Dizi, her biri kendince işlevsiz bir grup insanı bir araya getirerek yola çıkıyor ve benim ‘rahatsız edici sessizlik’ demeyi tercih ettiğim bir dinamikle ilerliyorlar. Asıl gizem sezon finalinde çözülse de “Kim patlayacak?!” sorusunun da merakımı beslediğini söyleyebilirim. Bu yüzden kimin öldüğünden ziyade kimin öldürdüğünü daha fazla merak ettim. Elbette uzattıklarını veya abarttıklarını düşündüğüm anlar olsa da sezon finalinde geldiğimiz noktada ölen-öldüren dengesi beni memnun etti, bununla (da) olur. Devamında düzgün bir kapanış yaptılar hem.

Karakterlerden Tanya ve dolayısıyla Jennifer Coolidge kendisini en konuşturan oldu gördüğüm kadarıyla. Hatta kimilerine göre kariyer performansı vermiş durumda. Bu nedenle o vakte kadar etkisi geçmezse Emmy’de de görebileceğimiz düşüncesindeyim. Zira kendisi de benim bu grup içinde en hoşuma giden karakter/oyuncu oldu. Shane (Jake Lacy) odunluğuyla, Armond (Murray Bartlett) ise bulunduğu konum itibarıyla konukları idare ediş biçimiyle sezonun öne çıkan diğer isimlerinden oldular.

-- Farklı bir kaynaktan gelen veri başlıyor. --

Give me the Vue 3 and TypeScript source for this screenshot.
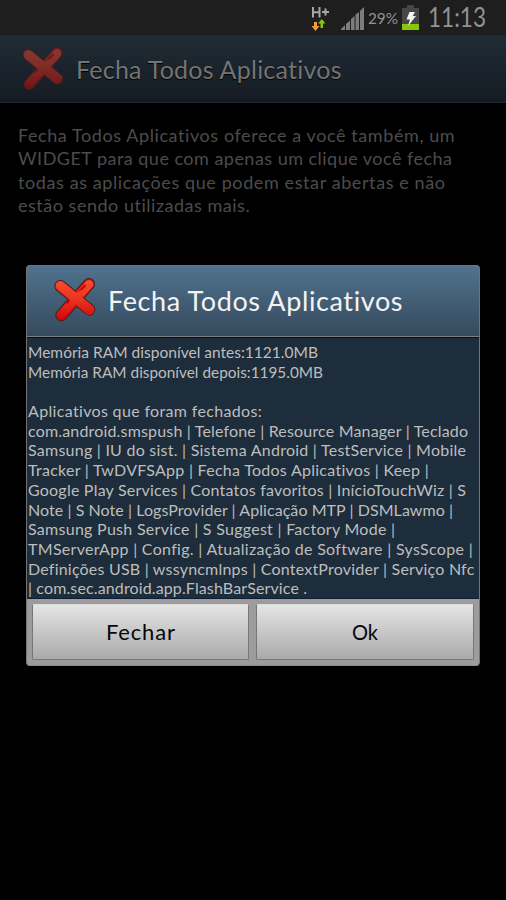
<script setup lang="ts">
	import type { Directive } from "vue";

	interface Line {
		text: string;
		width: number;
	}

	const title = "Fecha Todos Aplicativos";

	const intro: Line[] = [
		{ text: "Fecha Todos Aplicativos oferece a você também, um", width: 437 },
		{ text: "WIDGET para que com apenas um clique você fecha", width: 434 },
		{ text: "todas as aplicações que podem estar abertas e não", width: 427 },
		{ text: "estão sendo utilizadas mais.", width: 232 },
	];

	const report: Line[] = [
		{ text: "Memória RAM disponível antes:1121.0MB", width: 290 },
		{ text: "Memória RAM disponível depois:1195.0MB", width: 295 },
		{ text: "", width: 0 },
		{ text: "Aplicativos que foram fechados:", width: 234 },
		{ text: "com.android.smspush | Telefone | Resource Manager | Teclado", width: 440 },
		{ text: "Samsung | IU do sist. | Sistema Android | TestService | Mobile", width: 438 },
		{ text: "Tracker | TwDVFSApp | Fecha Todos Aplicativos | Keep |", width: 401 },
		{ text: "Google Play Services | Contatos favoritos | InícioTouchWiz | S", width: 438 },
		{ text: "Note | S Note | LogsProvider | Aplicação MTP | DSMLawmo |", width: 425 },
		{ text: "Samsung Push Service | S Suggest | Factory Mode |", width: 367 },
		{ text: "TMServerApp | Config. | Atualização de Software | SysScope |", width: 444 },
		{ text: "Definições USB | wssyncmlnps | ContextProvider | Serviço Nfc", width: 446 },
		{ text: "| com.sec.android.app.FlashBarService .", width: 279 },
	];

	// spreads the letters of a line so that it takes the given width,
	// or narrows them when the line is already too long
	const vFit: Directive<HTMLElement, number> = {
		mounted(el, { value }) {
			const gaps = (el.textContent ?? "").length - 1;
			if (gaps < 1) return;
			const width = el.getBoundingClientRect().width;
			if (width > value) {
				el.style.transform = `scaleX(${value / width})`;
				el.style.marginRight = `${value - width}px`;
				return;
			}
			const spacing = (value - width) / gaps;
			el.style.letterSpacing = `${spacing}px`;
			el.style.marginRight = `${-spacing}px`;
		},
	};
</script>

<template>
	<div class="screen">
		<svg width="0" height="0" class="defs">
			<defs>
				<linearGradient id="red" gradientUnits="userSpaceOnUse" x1="0" y1="0" x2="0" y2="128">
					<stop offset="0" stop-color="#fa5030" />
					<stop offset="0.5" stop-color="#ea3420" />
					<stop offset="1" stop-color="#d0050c" />
				</linearGradient>
				<symbol id="cross" viewBox="0 0 126 132">
					<g fill="none" stroke-linecap="round">
						<path d="M105 18 L22 112 M19 24 L106 95" stroke="#42201e" stroke-width="36" />
						<path d="M105 18 L22 112" stroke="#c40a08" stroke-width="31" />
						<path d="M105 19 L22 110" stroke="url(#red)" stroke-width="26" />
						<path d="M45 65 L57 75 L43 88 L38 75Z" fill="#b00402" />
						<path d="M84 26 L93 18 L96 24 L76 48 L70 42Z" fill="#cc0a04" />
						<path d="M19 24 L106 95" stroke="#d91a10" stroke-width="31" />
						<path d="M19 23 L106 93" stroke="url(#red)" stroke-width="27" />
						<path d="M82 45 L62 65 L42 89" stroke="url(#red)" stroke-width="16" />
					</g>
				</symbol>
			</defs>
		</svg>

		<div class="status">
			<svg class="network" width="20" height="26" viewBox="0 0 20 26">
				<path d="M2 2V12.5M2 7.2H8.5M8.5 2V12.5M11 7H18M14.5 3.5V10.5" fill="none" stroke="#a6a6a6" stroke-width="2" />
				<path d="M3 17H6V21H8.5L4.5 26L.5 21H3Z" fill="#f19b38" />
				<path d="M9.5 23H12V18.5H14.5L10.8 14L7 18.5H9.5Z" fill="#86c80a" />
			</svg>
			<svg class="signal" width="24" height="24" viewBox="0 0 24 24">
				<path d="M0 23V22L4 18V23ZM5 23V17L9 13.5V23ZM10 23V12L13.5 9V23ZM14.5 23V7.5L18 5V23ZM19 23V4L23 0V23Z" fill="#7d7d7d" />
			</svg>
			<span class="percent"><span v-fit="30">29%</span></span>
			<svg class="battery" width="17" height="25" viewBox="0 0 17 25">
				<path d="M5 0H12V3H17V25H0V3H5Z" fill="#464646" />
				<path d="M0 19H17V25H0Z" fill="#85c803" />
				<path d="M7.5 7L13 7L10.8 11H14L6 21L8 14.5H4.5Z" fill="#f4f4f4" />
			</svg>
			<span class="clock"><span v-fit="58">11:13</span></span>
		</div>

		<div class="titlebar">
			<svg class="icon" width="42" height="44"><use href="#cross" /></svg>
			<span v-fit="266">{{ title }}</span>
		</div>

		<div class="intro">
			<div v-for="line in intro" :key="line.text" class="line">
				<span v-fit="line.width">{{ line.text }}</span>
			</div>
		</div>

		<div class="dialog">
			<div class="heading">
				<svg class="icon" width="42" height="44"><use href="#cross" /></svg>
				<span v-fit="295">{{ title }}</span>
			</div>
			<div class="report">
				<div v-for="line in report" :key="line.text" class="line">
					<span v-fit="line.width">{{ line.text }}</span>
				</div>
			</div>
			<div class="buttons">
				<button type="button"><span v-fit="69">Fechar</span></button>
				<button type="button"><span v-fit="26">Ok</span></button>
			</div>
		</div>
	</div>
</template>

<style>
	body {
		background: #000;
	}
</style>

<style scoped>
	.screen {
		box-sizing: border-box;
		width: 506px;
		height: 900px;
		overflow: hidden;
		background: #000;
		font-family: Lato, "Open Sans", sans-serif;
		white-space: nowrap;
	}

	.screen span {
		display: inline-block;
		transform-origin: left;
	}

	.defs {
		display: block;
	}

	.status {
		display: flex;
		box-sizing: border-box;
		height: 35px;
		padding-left: 311px;
		background: #1e1e1e;
		color: #929292;
	}

	.network {
		margin-top: 5px;
	}

	.signal {
		margin: 7px 0 0 10px;
	}

	.percent {
		width: 31px;
		margin: 7px 0 0 3px;
		font-size: 16px;
		line-height: 22px;
	}

	.battery {
		margin: 5px 0 0 3px;
	}

	.clock {
		margin: 1px 0 0 9px;
		font-size: 26px;
		font-kerning: none;
		line-height: 32px;
	}

	.titlebar {
		display: flex;
		box-sizing: border-box;
		height: 68px;
		padding-left: 22px;
		border-bottom: 1px solid #202a31;
		background: linear-gradient(#202c35, #151b23);
		color: #747474;
		font-size: 25px;
		line-height: 69px;
		text-shadow: 0 1px 1px #000;
	}

	.titlebar .icon {
		margin: 12px 12px 0 0;
		opacity: 0.48;
	}

	.intro {
		height: 162px;
		padding: 20px 0 0 18px;
		box-sizing: border-box;
		color: #4c4c4c;
		font-size: 18px;
	}

	.intro .line {
		height: 23.3px;
		line-height: 24px;
	}

	.dialog {
		box-sizing: border-box;
		width: 454px;
		height: 401px;
		margin-left: 26px;
		border: 1px solid #737373;
		border-bottom-color: #8e8b8e;
		border-radius: 4px;
		overflow: hidden;
		background: #9e9b9e;
	}

	.heading {
		display: flex;
		box-sizing: border-box;
		height: 71px;
		padding-left: 27px;
		border-bottom: 1px solid #7c8083;
		background: linear-gradient(#4f728e, #364a5d);
		color: #f3f3f3;
		font-size: 27px;
		line-height: 70px;
	}

	.heading .icon {
		margin: 12px 12px 0 0;
	}

	.report {
		box-sizing: border-box;
		height: 262px;
		padding: 4px 0 0 1px;
		border-top: 1px solid #071019;
		border-bottom: 1px solid #0b1e33;
		background: #1e2d3b;
		color: #bdbdbd;
		font-size: 16px;
	}

	.report .line {
		height: 19.7px;
		line-height: 19px;
	}

	.buttons {
		display: grid;
		grid-template-columns: 217px 218px;
		gap: 7px;
		padding: 5px;
	}

	button {
		height: 56px;
		padding: 0 0 1px;
		border: 1px solid #777;
		border-top-color: #dcdcdc;
		border-radius: 2px;
		background: linear-gradient(#e4e4e4, #aaa);
		color: #080808;
		font-family: inherit;
		font-size: 22px;
	}
</style>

İkinci sezonda farklı bir mekanla ve kadroyla yola devam edeceklerini açıkladılar. Eski kadrodan bazı isimlerin yer alma ihtimali de bulunuyor ki tanıdık bir-iki kişinin görünmesi iyi de olabilir hani. Gerisini kendileri bilir artık. The White Lotus dizisi ilk sezon itibarıyla böyle. Deneyeceklere iyi seyirler.